Search the data for the string "Tailwind" and extract every line where it appears.
─── Data for this exercise ───
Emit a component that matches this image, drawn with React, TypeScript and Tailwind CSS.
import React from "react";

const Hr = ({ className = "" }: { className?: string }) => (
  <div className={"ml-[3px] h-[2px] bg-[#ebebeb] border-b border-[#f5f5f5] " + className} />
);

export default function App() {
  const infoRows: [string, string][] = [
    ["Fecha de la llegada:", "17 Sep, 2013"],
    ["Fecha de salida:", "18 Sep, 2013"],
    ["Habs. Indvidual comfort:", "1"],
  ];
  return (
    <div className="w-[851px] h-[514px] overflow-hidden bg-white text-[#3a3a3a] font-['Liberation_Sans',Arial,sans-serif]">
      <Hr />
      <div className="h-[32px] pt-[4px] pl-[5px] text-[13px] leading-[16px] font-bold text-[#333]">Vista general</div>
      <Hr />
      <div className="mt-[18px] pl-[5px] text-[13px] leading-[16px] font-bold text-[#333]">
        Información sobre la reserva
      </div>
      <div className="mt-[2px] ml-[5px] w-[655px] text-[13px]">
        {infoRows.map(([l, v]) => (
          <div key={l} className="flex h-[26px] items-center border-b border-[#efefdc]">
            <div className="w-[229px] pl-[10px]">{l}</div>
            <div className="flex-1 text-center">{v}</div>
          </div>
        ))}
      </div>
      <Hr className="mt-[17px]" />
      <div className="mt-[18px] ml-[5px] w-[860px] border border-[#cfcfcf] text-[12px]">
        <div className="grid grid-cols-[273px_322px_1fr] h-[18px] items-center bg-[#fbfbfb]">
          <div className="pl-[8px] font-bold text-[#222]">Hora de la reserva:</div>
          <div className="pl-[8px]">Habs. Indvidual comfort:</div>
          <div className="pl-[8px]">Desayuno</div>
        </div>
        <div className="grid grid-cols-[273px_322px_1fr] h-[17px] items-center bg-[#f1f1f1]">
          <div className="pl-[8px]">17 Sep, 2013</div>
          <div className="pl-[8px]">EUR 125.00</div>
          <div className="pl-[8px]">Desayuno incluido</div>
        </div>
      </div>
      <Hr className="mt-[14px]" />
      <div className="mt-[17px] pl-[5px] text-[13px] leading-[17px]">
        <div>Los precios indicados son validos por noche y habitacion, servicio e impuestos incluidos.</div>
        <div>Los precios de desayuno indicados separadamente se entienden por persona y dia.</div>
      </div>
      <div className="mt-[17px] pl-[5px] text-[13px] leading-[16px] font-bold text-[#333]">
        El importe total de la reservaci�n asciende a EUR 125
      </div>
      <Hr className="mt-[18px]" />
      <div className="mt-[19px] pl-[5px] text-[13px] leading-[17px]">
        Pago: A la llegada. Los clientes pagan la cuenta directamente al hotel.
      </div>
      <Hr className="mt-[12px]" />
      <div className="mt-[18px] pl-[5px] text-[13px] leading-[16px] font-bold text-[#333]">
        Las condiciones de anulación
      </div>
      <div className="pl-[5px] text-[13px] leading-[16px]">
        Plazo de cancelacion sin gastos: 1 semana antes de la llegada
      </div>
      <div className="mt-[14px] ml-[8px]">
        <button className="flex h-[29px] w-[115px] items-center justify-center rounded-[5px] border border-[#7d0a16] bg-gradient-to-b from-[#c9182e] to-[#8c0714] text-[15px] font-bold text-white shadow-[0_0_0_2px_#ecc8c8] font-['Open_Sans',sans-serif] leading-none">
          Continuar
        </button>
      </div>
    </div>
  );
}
───
─── Data for this exercise ───
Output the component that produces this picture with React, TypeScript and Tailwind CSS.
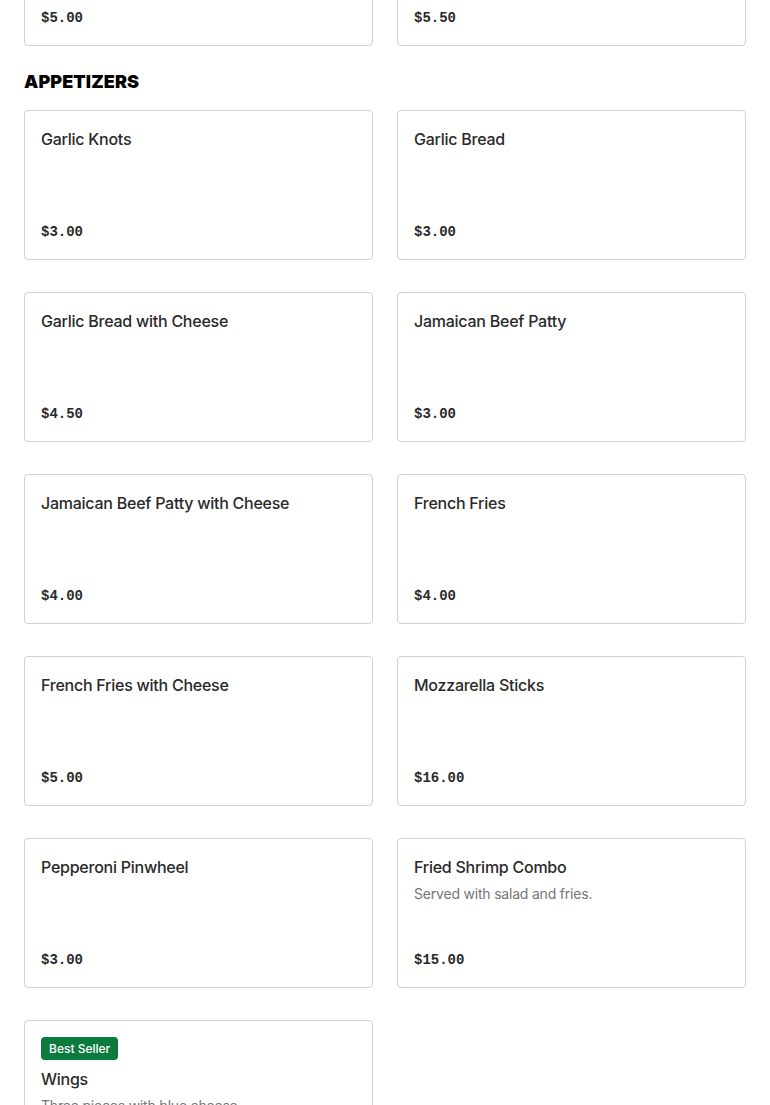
───
─── Data for this exercise ───
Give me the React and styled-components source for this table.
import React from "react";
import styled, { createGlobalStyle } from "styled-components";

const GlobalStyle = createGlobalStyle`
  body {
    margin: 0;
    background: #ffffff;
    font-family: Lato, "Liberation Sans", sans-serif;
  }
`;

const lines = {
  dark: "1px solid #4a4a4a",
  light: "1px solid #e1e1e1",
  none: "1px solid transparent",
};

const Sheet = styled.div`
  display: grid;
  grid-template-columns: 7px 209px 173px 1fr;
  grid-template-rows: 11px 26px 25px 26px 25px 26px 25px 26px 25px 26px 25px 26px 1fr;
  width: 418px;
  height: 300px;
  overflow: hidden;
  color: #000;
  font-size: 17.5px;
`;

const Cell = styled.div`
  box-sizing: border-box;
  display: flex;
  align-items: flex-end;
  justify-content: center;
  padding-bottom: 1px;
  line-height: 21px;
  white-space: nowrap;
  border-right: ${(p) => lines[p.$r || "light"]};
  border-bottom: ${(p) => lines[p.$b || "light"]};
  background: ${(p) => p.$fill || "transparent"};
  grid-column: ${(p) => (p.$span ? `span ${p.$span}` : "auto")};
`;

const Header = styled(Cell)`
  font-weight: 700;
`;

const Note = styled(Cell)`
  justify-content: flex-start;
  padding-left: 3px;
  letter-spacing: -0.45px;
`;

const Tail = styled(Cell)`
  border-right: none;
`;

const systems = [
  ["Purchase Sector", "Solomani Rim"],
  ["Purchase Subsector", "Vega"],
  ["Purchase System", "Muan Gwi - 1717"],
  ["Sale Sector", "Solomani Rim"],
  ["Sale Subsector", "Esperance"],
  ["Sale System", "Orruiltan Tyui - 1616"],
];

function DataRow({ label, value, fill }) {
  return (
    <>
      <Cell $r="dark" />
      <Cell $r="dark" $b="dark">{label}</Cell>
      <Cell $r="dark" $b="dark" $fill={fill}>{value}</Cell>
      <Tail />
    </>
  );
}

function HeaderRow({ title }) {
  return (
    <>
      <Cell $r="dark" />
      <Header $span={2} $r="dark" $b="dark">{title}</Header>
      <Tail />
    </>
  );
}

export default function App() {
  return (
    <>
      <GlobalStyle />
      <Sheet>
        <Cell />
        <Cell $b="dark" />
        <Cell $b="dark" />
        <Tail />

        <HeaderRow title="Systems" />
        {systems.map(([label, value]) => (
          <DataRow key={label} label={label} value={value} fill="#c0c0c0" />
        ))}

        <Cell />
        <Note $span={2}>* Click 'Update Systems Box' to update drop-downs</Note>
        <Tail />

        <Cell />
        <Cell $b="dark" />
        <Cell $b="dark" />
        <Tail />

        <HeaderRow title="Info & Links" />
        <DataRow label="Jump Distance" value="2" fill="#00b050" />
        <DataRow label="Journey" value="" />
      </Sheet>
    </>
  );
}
───
● **Written answer**
Emit a component that matches this image, drawn with React, TypeScript and Tailwind CSS.
Output the component that produces this picture with React, TypeScript and Tailwind CSS.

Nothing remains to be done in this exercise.